I’ve been attending the SAS Global Forum 2008 in San Antonio, Texas this week. Things started on Sunday with a couple of pre-conference workshops and the opening night gala.
This is the first time I’ve attended a SAS Global Forum. They’re held every year in a different city and are attended by thousands of people from around the world. As of last Thursday, they were expecting something like 3750 people to attend and that didn’t include the walk-up registrations.
The conference itself consists of 18 different streams, with some 300 or so different presentations to choose from, including some hands-on workshops in a huge room with a couple of hundred computers and an over-active air conditioning system. (It’s the coldest room in the venue, even given the 100+ computers and people.)
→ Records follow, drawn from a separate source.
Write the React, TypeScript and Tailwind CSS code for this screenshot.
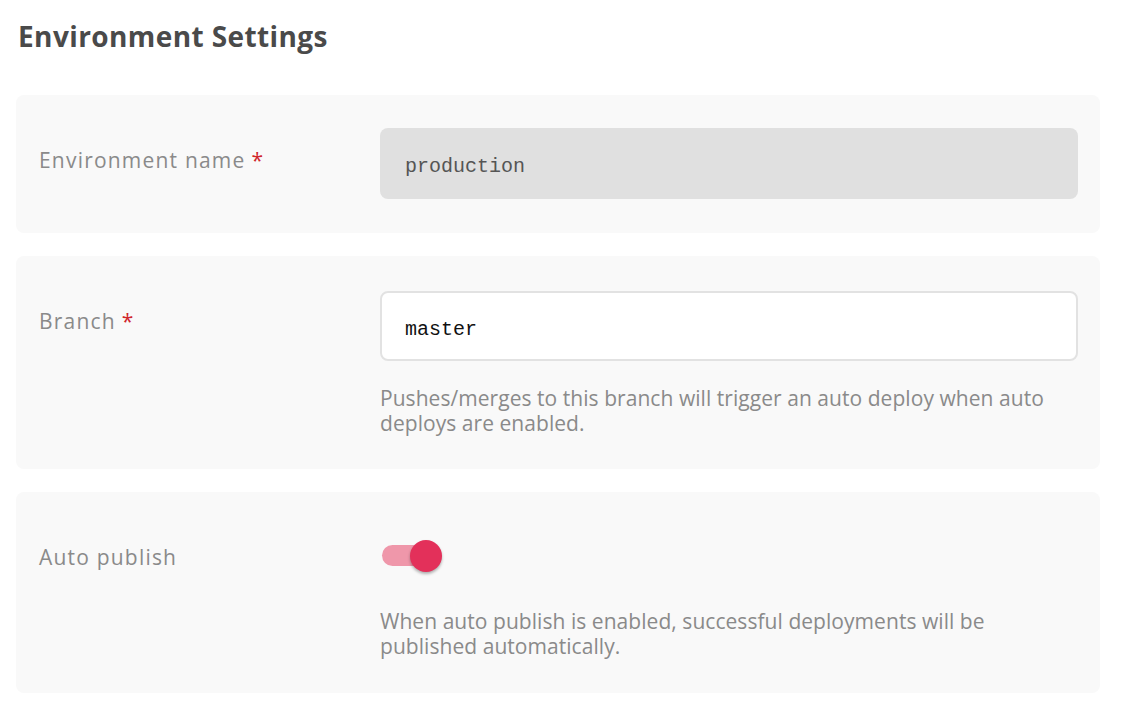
import React from "react";

const sans = { fontFamily: '"Open Sans", "Noto Sans", sans-serif' };
const mono = { fontFamily: '"Liberation Mono", "Courier New", monospace' };

function Card({ label, required, children }: { label: string; required?: boolean; children: React.ReactNode }) {
  return (
    <div className="flex rounded-lg bg-[#f9f9f9] pl-[23px] pr-[22px]">
      <div className="w-[341px] shrink-0 pt-[51px] text-[21px] leading-[28px] tracking-[1.2px] text-[#8a8a8a]" style={sans}>
        {label}
        {required && <span className="ml-[6px] text-[#d0262c]">*</span>}
      </div>
      <div className="flex-1">{children}</div>
    </div>
  );
}

export default function App() {
  return (
    <div className="min-h-[722px] w-[1122px] bg-white pl-[16px] pt-[16px]" style={sans}>
      <h1 className="pl-[2px] text-[28px] font-bold leading-[40px] tracking-[0.4px] text-[#4a4a4a]">Environment Settings</h1>
      <div className="mt-[39px] flex w-[1084px] flex-col gap-[23px]">
        <Card label="Environment name" required>
          <div className="pt-[33px] pb-[34px]">
            <div className="flex h-[71px] items-center rounded-lg bg-[#e0e0e0] px-[25px] pt-[7px] text-[20px] text-[#555]" style={mono}>
              production
            </div>
          </div>
        </Card>
        <Card label="Branch" required>
          <div className="pt-[35px] pb-[33px]">
            <div className="flex h-[70px] items-center rounded-lg border-2 border-[#e2e2e2] bg-white px-[23px] pt-[7px] text-[20px] text-[#111]" style={mono}>
              master
            </div>
            <p className="mt-[25px] text-[21px] leading-[25px] tracking-[0.05px] text-[#8a8a8a]">
              Pushes/merges to this branch will trigger an auto deploy when auto deploys are enabled.
            </p>
          </div>
        </Card>
        <Card label="Auto publish">
          <div className="pt-[48px] pb-[34px]">
            <div className="relative ml-[2px] h-[32px] w-[62px]">
              <div className="absolute left-0 top-[5px] h-[21px] w-[52px] rounded-full bg-[#ef97aa]" />
              <div className="absolute left-[28px] top-0 h-[32px] w-[32px] rounded-full bg-[#e3305a] shadow-[0_2px_3px_rgba(0,0,0,0.3)]" />
            </div>
            <p className="mt-[37px] text-[21px] leading-[25px] tracking-[0.05px] text-[#8a8a8a]">
              When auto publish is enabled, successful deployments will be published automatically.
            </p>
          </div>
        </Card>
      </div>
    </div>
  );
}
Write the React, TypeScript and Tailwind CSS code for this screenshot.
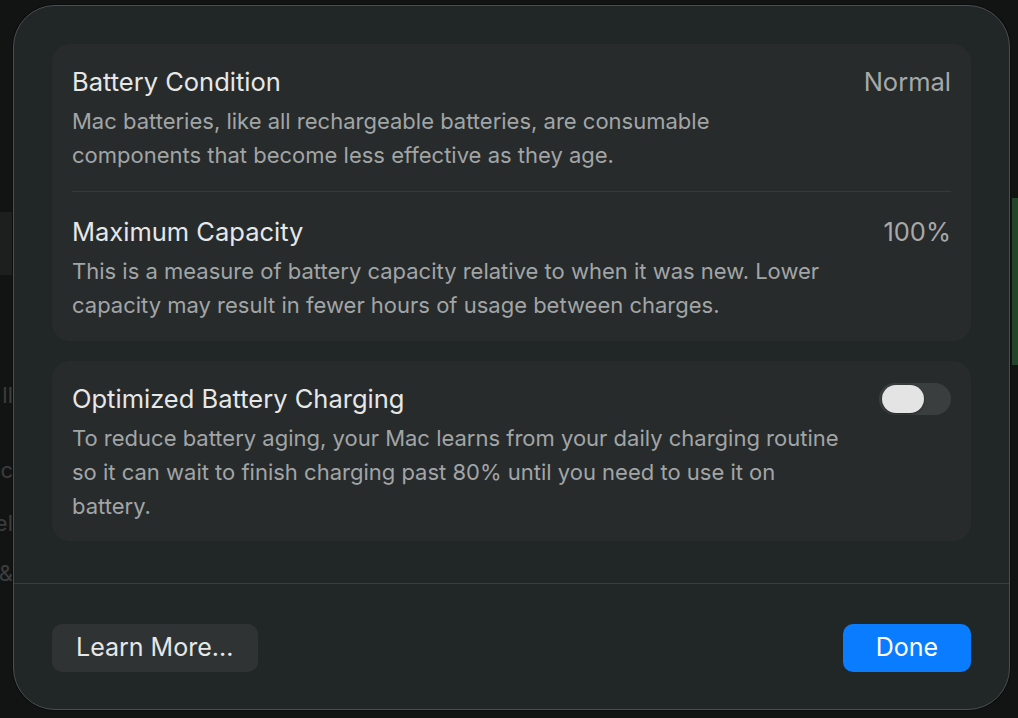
import React from "react";

const font = { fontFamily: "Inter, 'Noto Sans', 'Liberation Sans', sans-serif" };

function Toggle() {
  return (
    <div className="w-[72px] h-[32px] rounded-full bg-[#3a3e3f] flex items-center pl-[3px] shrink-0">
      <div className="w-[42px] h-[28px] rounded-full bg-[#e4e4e4] shadow-[0_1px_2px_rgba(0,0,0,0.4)]" />
    </div>
  );
}

function Row({ title, value, children }: { title: string; value?: React.ReactNode; children: React.ReactNode }) {
  return (
    <div>
      <div className="flex items-center justify-between h-[32px]">
        <span className="text-[25.5px] text-[#e6e7e7]">{title}</span>
        {value}
      </div>
      <p className="mt-[6px] text-[22px] leading-[34px] text-[#a2a5a6] whitespace-nowrap">{children}</p>
    </div>
  );
}

export default function App() {
  return (
    <div className="relative w-[1018px] h-[718px] bg-[#121414] overflow-hidden pt-[5px] pl-[13px]" style={font}>
      {/* app window peeking out behind the sheet */}
      <div className="absolute left-0 top-[212px] w-[12px] h-[63px] bg-[#1d1f1e]" />
      <div className="absolute right-[-2px] top-[198px] w-[8px] h-[167px] bg-[#23462a]" />
      <div className="absolute left-[-20px] top-[380px] w-[33px] text-right text-[22px] leading-[30px] text-[#3b3d3d] flex flex-col">
        <span>ll</span>
        <span className="mt-[45px]">nc</span>
        <span className="mt-[23px]">el</span>
        <span className="mt-[20px]">&amp;</span>
      </div>

      <div className="relative w-[997px] h-[705px] rounded-[42px] bg-[#212627] border border-[#4b4f51] shadow-[0_0_0_1px_#0c0d0d] flex flex-col">
        <div className="px-[38px] pt-[38px] flex flex-col gap-[20px]">
          <div className="rounded-[18px] bg-[#272b2c] px-[20px] pt-[22px] pb-[19px]">
            <Row title="Battery Condition" value={<span className="text-[25.5px] text-[#a6a9aa]">Normal</span>}>
              Mac batteries, like all rechargeable batteries, are consumable
              <br />
              components that become less effective as they age.
            </Row>
            <div className="h-px bg-[#363a3b] mt-[19px] mb-[24px]" />
            <Row title="Maximum Capacity" value={<span className="text-[25.5px] text-[#a6a9aa]">100%</span>}>
              This is a measure of battery capacity relative to when it was new. Lower
              <br />
              capacity may result in fewer hours of usage between charges.
            </Row>
          </div>
          <div className="rounded-[18px] bg-[#272b2c] px-[20px] pt-[22px] pb-[18px]">
            <Row title="Optimized Battery Charging" value={<Toggle />}>
              To reduce battery aging, your Mac learns from your daily charging routine
              <br />
              so it can wait to finish charging past 80% until you need to use it on
              <br />
              battery.
            </Row>
          </div>
        </div>
        <div className="h-px bg-[#3a3e40] mt-[42px]" />
        <div className="flex justify-between px-[38px] pt-[40px]">
          <button className="h-[48px] w-[206px] rounded-[10px] bg-[#2f3334] text-[25px] text-[#e6e7e7] text-left pl-[24px]">
            Learn More...
          </button>
          <button className="h-[48px] w-[128px] rounded-[10px] bg-[#0a7cff] text-[25px] text-white">
            Done
          </button>
        </div>
      </div>
    </div>
  );
}
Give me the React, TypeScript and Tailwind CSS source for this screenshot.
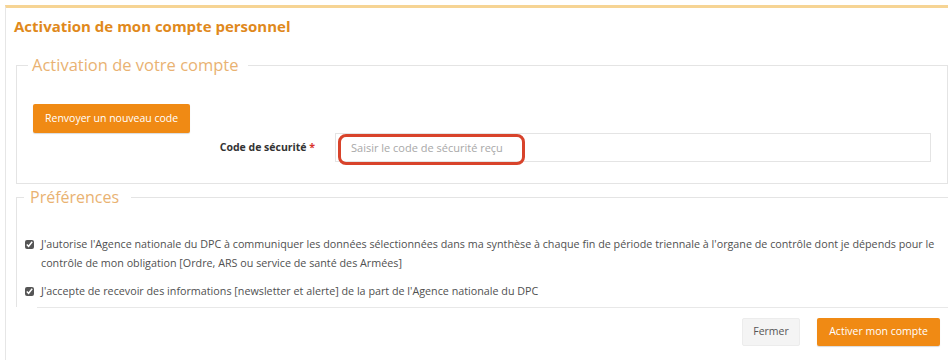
export default function App() {
  return (
    <div className="relative h-[360px] w-[948px] overflow-hidden bg-white pl-[5px] pt-[5px] font-['Open_Sans',sans-serif]">
      <div className="flex h-full flex-col border-l border-t-[3px] border-l-[#e6e6e6] border-t-[#f6d494]">
        <h1 className="pl-[8px] pt-[8px] text-[15px] font-bold leading-[20px] text-[#e0891c]">
          Activation de mon compte personnel
        </h1>

        <fieldset className="ml-[10px] mr-[3px] mt-[19px] h-[129px] border border-[#e4e4e4] px-[16px]">
          <legend className="ml-[-5px] px-[4px] pr-[9px] text-[16.5px] leading-[20px] text-[#e9b272]">
            Activation de votre compte
          </legend>
          <button className="mt-[29px] h-[29px] rounded-[2px] bg-[#f08a14] px-[12px] text-[10.5px] text-white shadow-[0_1px_1px_rgba(0,0,0,0.15)]">
            Renvoyer un nouveau code
          </button>
          <div className="flex items-center">
            <label className="w-[302px] pr-[20px] text-right text-[10.5px] font-bold text-[#333]">
              Code de sécurité <span className="text-[#d9332a]">*</span>
            </label>
            <input
              className="h-[29px] w-[596px] border border-[#e4e4e4] px-[15px] text-[11px] placeholder:text-[#a8a8a8] outline-none"
              placeholder="Saisir le code de sécurité reçu"
            />
          </div>
        </fieldset>

        <fieldset className="ml-[10px] mr-[-2px] mt-[3px] h-[120px] border-l border-t border-[#e4e4e4] px-0">
          <legend className="ml-[7px] px-[6px] pr-[12px] text-[16px] leading-[20px] text-[#e9b272]">
            Préférences
          </legend>
          <div className="mt-[28px] flex flex-col gap-[9px] pl-[8px] pr-[9px] text-[10.75px] leading-[19px] text-[#505050]">
            <label className="flex items-start gap-[7px]">
              <input type="checkbox" defaultChecked className="mt-[5px] h-[9px] w-[9px] shrink-0 accent-[#555]" />
              <span>
                J'autorise l'Agence nationale du DPC à communiquer les données sélectionnées dans ma synthèse à chaque fin de période triennale à l'organe de contrôle dont je dépends pour le contrôle de mon obligation [Ordre, ARS ou service de santé des Armées]
              </span>
            </label>
            <label className="flex items-start gap-[7px]">
              <input type="checkbox" defaultChecked className="mt-[5px] h-[9px] w-[9px] shrink-0 accent-[#555]" />
              <span>J'accepte de recevoir des informations [newsletter et alerte] de la part de l'Agence nationale du DPC</span>
            </label>
          </div>
        </fieldset>

        <div className="ml-[31px] flex justify-end gap-[17px] border-t border-[#e8e8e8] pr-[8px] pt-[10px]">
          <button className="h-[28px] w-[58px] rounded-[2px] border border-[#ececec] bg-[#f4f4f4] text-[10.5px] text-[#555]">
            Fermer
          </button>
          <button className="h-[28px] w-[123px] rounded-[2px] bg-[#f08a14] text-[10.5px] text-white shadow-[0_1px_1px_rgba(0,0,0,0.15)]">
            Activer mon compte
          </button>
        </div>
      </div>

      <div className="pointer-events-none absolute left-[338px] top-[134px] h-[31px] w-[187px] rounded-[8px] border-[3px] border-[#d8432b]" />
    </div>
  );
}
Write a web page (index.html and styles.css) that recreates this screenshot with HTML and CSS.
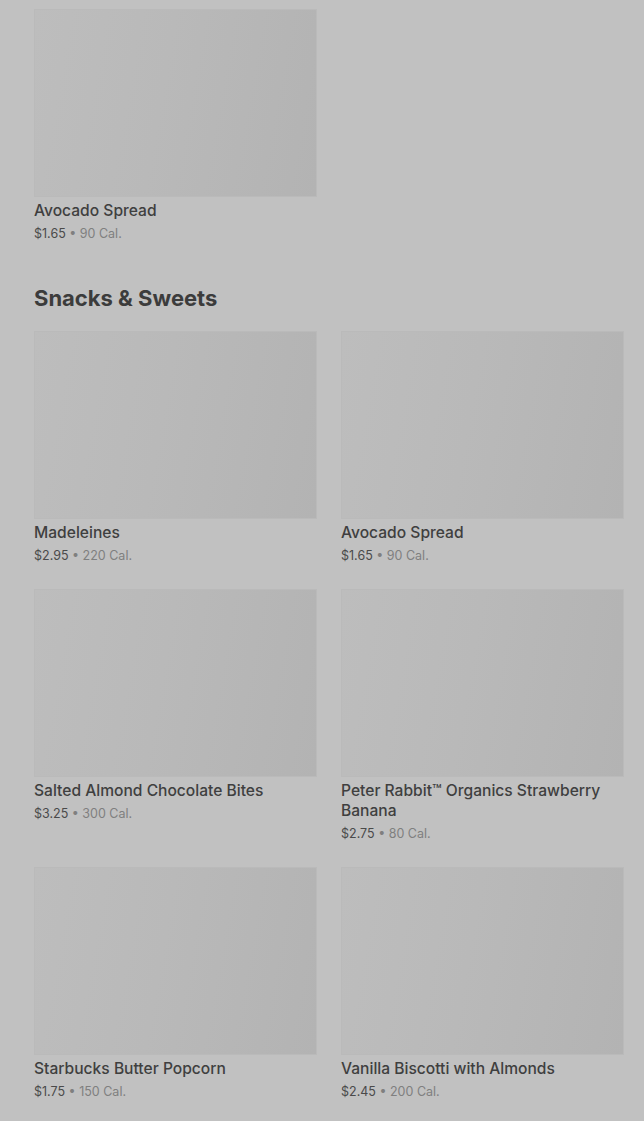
FILE: index.html
```html
<!DOCTYPE html>
<html lang="en">
<head>
  <meta charset="UTF-8">
  <title>Menu</title>
  <link rel="stylesheet" href="styles.css">
</head>
<body>
  <div class="container">
    <!-- previous section (tail) -->
    <section class="menu-section first">
      <div class="item-grid">
        <div class="item">
          <div class="thumb"></div>
          <div class="name">Avocado Spread</div>
          <div class="meta"><span class="price">$1.65</span> • <span class="cal">90 Cal.</span></div>
        </div>
      </div>
    </section>

    <!-- Snacks & Sweets -->
    <section class="menu-section">
      <h2>Snacks &amp; Sweets</h2>
      <div class="item-grid">
        <div class="item">
          <div class="thumb"></div>
          <div class="name">Madeleines</div>
          <div class="meta"><span class="price">$2.95</span> • <span class="cal">220 Cal.</span></div>
        </div>
        <div class="item">
          <div class="thumb"></div>
          <div class="name">Avocado Spread</div>
          <div class="meta"><span class="price">$1.65</span> • <span class="cal">90 Cal.</span></div>
        </div>
        <div class="item">
          <div class="thumb"></div>
          <div class="name">Salted Almond Chocolate Bites</div>
          <div class="meta"><span class="price">$3.25</span> • <span class="cal">300 Cal.</span></div>
        </div>
        <div class="item">
          <div class="thumb"></div>
          <div class="name">Peter Rabbit™ Organics Strawberry Banana</div>
          <div class="meta"><span class="price">$2.75</span> • <span class="cal">80 Cal.</span></div>
        </div>
        <div class="item">
          <div class="thumb"></div>
          <div class="name">Starbucks Butter Popcorn</div>
          <div class="meta"><span class="price">$1.75</span> • <span class="cal">150 Cal.</span></div>
        </div>
        <div class="item">
          <div class="thumb"></div>
          <div class="name">Vanilla Biscotti with Almonds</div>
          <div class="meta"><span class="price">$2.45</span> • <span class="cal">200 Cal.</span></div>
        </div>
      </div>
    </section>
  </div>
</body>
</html>
```

FILE: styles.css
```css
/* reset */
body {
  margin: 0;
  background: #c1c1c1;
  font-family: Inter, "Noto Sans", sans-serif;
  color: #3f3f3f;
}

.container {
  padding: 9px 20px 0 34px;
}

/* === sections === */
.menu-section h2 {
  margin: 0 0 19px;
  font-size: 22px;
  line-height: 28px;
  font-weight: 700;
  color: #3c3c3c;
}
.menu-section.first {
  margin-bottom: 41px;
}

.item-grid {
  display: grid;
  grid-template-columns: repeat(2, 1fr);
  column-gap: 24px;
  row-gap: 24px;
}

/* === item card === */
.thumb {
  height: 186px;
  background: linear-gradient(100deg, #bdbdbd 0%, #b9b9b9 45%, #b3b3b3 100%);
  border: 1px solid #bababa;
}
.name {
  margin-top: 4px;
  font-size: 15.6px;
  line-height: 20px;
  font-weight: 500;
  color: #3f3f3f;
}
.meta {
  margin-top: 4px;
  font-size: 12.5px;
  line-height: 18px;
  color: #7f7f7f;
}
.meta .price {
  color: #4a4a4a;
}
```
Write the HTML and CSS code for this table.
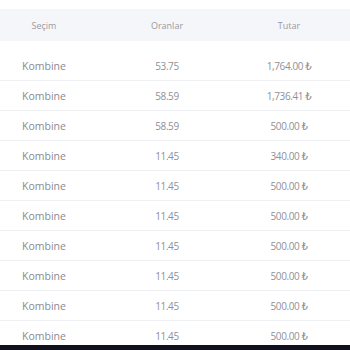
FILE: index.html
```html
<!DOCTYPE html>
<html lang="tr">
<head>
<meta charset="utf-8">
<link rel="stylesheet" href="styles.css">
</head>
<body>
<div class="table">
  <div class="head">
    <div class="c1">Seçim</div>
    <div class="c2">Oranlar</div>
    <div class="c3">Tutar</div>
  </div>
  <div class="body">
    <div class="row"><div class="c1">Kombine</div><div class="c2">53.75</div><div class="c3">1,764.00 ₺</div></div>
    <div class="row"><div class="c1">Kombine</div><div class="c2">58.59</div><div class="c3">1,736.41 ₺</div></div>
    <div class="row"><div class="c1">Kombine</div><div class="c2">58.59</div><div class="c3">500.00 ₺</div></div>
    <div class="row"><div class="c1">Kombine</div><div class="c2">11.45</div><div class="c3">340.00 ₺</div></div>
    <div class="row"><div class="c1">Kombine</div><div class="c2">11.45</div><div class="c3">500.00 ₺</div></div>
    <div class="row"><div class="c1">Kombine</div><div class="c2">11.45</div><div class="c3">500.00 ₺</div></div>
    <div class="row"><div class="c1">Kombine</div><div class="c2">11.45</div><div class="c3">500.00 ₺</div></div>
    <div class="row"><div class="c1">Kombine</div><div class="c2">11.45</div><div class="c3">500.00 ₺</div></div>
    <div class="row"><div class="c1">Kombine</div><div class="c2">11.45</div><div class="c3">500.00 ₺</div></div>
    <div class="row"><div class="c1">Kombine</div><div class="c2">11.45</div><div class="c3">500.00 ₺</div></div>
  </div>
</div>
<div class="bottombar"></div>
</body>
</html>
```
FILE: styles.css
```css
html, body {
  margin: 0;
  padding: 0;
  background: #ffffff;
  font-family: "Open Sans", "DejaVu Sans", sans-serif;
  color: #8a8a92;
}
.table {
  padding-top: 9px;
}
.head, .row {
  display: grid;
  grid-template-columns: 88px 158px 86px 1fr;
  align-items: center;
  text-align: center;
}
.head {
  height: 32px;
  background: #f5f6fa;
  font-size: 9px;
  color: #9a9aa2;
}
.body {
  padding-top: 10px;
}
.row {
  height: 30px;
  box-sizing: border-box;
  border-bottom: 1px solid #eff0f4;
  font-size: 10.5px;
  color: #8a8a92;
}
.row .c2, .row .c3 {
  font-size: 10px;
  letter-spacing: -0.4px;
  color: #909098;
}
.bottombar {
  position: fixed;
  left: 0;
  right: 0;
  bottom: 0;
  height: 5px;
  background: #10101f;
}
```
There’s also an area with poster presentations and SAS partner companies advertising their services. I found one of the posters in particular very interesting because I was looking to do something almost exactly like it at work, so I’m looking forward to trying its techniques out when I get back.
I’ve lost track of how many sessions I’ve attended over the last two days — after a while they start to blend together. But I’ve learned something new at every one of them.
In addition to the sessions during the day, the conference organizers arranged for keynote lunches. Yesterday’s speaker gave a hilarious presentation on worst programming practices that he’s encountered over the years in the form of a tongue-in-cheek way to ensure one’s job security.
Today’s featured lunch time presentation was by The Passing Zone, a pair of the most amazing jugglers I’ve ever seen. They talked about teamwork and demonstrated various points through juggling.
This evening was the Kick Back Party, an evening of food, drink and music. Lots of people and lots of fun!
As you can guess, I haven’t had a whole lot of free time, but I was able to make it to the Alamo before it closed yesterday (Monday) evening. The Alamo Mission is where the Battle of the Alamo took place in February and March 1836. You can read about it on the official website and also in Wikipedia.
Tomorrow is the last day of the conference. It wraps up around 12:30, so I’m looking forward to seeing a little more of San Antonio before I fly back on Thursday.
There are some pictures in my gallery and more that I haven’t uploaded yet.